Check each line of the material below for the string "components", then report how many lines have it, and nothing else.

──────── INFORMATION SUPPLIED

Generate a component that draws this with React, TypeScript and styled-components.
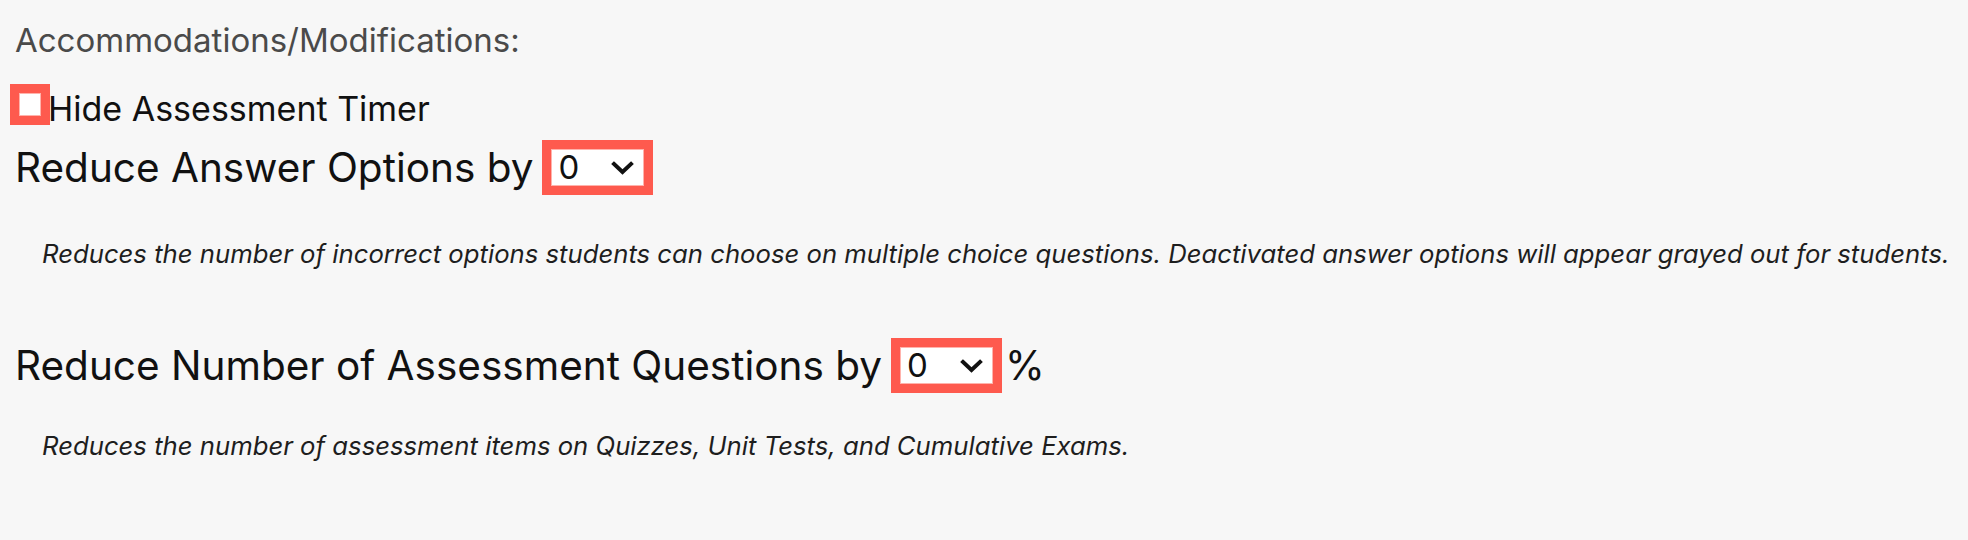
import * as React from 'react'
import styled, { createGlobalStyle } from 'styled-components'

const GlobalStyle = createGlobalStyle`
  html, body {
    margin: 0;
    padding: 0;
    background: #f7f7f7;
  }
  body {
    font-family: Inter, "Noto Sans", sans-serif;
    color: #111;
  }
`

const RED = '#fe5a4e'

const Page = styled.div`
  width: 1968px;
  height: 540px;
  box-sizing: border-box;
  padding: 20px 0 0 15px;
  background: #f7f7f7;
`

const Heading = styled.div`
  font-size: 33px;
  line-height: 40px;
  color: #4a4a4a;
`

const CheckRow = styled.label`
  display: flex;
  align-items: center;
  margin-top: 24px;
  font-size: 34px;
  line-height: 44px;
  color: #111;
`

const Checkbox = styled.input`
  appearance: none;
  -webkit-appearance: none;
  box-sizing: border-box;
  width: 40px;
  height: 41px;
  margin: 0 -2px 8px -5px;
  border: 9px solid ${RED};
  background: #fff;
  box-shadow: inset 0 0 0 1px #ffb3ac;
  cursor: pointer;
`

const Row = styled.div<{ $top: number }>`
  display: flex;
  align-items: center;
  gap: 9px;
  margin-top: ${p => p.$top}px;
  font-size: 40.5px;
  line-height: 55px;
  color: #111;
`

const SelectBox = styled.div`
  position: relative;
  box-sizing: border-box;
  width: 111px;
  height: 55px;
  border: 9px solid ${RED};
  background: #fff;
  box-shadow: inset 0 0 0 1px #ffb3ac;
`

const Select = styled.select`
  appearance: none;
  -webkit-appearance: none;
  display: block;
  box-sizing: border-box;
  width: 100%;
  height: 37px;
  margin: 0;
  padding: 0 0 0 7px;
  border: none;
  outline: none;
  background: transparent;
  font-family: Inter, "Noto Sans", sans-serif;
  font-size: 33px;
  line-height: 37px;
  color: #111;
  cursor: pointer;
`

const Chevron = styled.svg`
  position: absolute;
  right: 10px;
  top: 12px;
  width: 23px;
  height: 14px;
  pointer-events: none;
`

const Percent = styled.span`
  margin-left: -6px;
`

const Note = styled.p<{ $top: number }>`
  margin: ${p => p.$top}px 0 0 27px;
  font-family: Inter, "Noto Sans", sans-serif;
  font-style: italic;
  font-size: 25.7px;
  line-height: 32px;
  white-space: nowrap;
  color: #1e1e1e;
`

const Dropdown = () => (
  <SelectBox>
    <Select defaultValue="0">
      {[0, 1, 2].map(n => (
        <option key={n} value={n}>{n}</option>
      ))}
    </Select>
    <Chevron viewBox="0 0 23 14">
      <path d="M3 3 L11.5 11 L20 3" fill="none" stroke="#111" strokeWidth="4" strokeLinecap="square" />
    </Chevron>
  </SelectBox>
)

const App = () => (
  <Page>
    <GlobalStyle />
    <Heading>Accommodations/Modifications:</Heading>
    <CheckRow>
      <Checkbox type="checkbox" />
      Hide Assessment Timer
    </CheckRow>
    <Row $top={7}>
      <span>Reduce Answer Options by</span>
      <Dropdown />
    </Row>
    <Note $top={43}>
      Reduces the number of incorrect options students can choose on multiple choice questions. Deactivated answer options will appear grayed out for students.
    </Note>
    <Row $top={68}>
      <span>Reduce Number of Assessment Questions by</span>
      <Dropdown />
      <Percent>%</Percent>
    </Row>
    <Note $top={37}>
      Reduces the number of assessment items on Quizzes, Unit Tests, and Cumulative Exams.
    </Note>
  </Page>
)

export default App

────────────────

* _ANSWER BELOW_: 2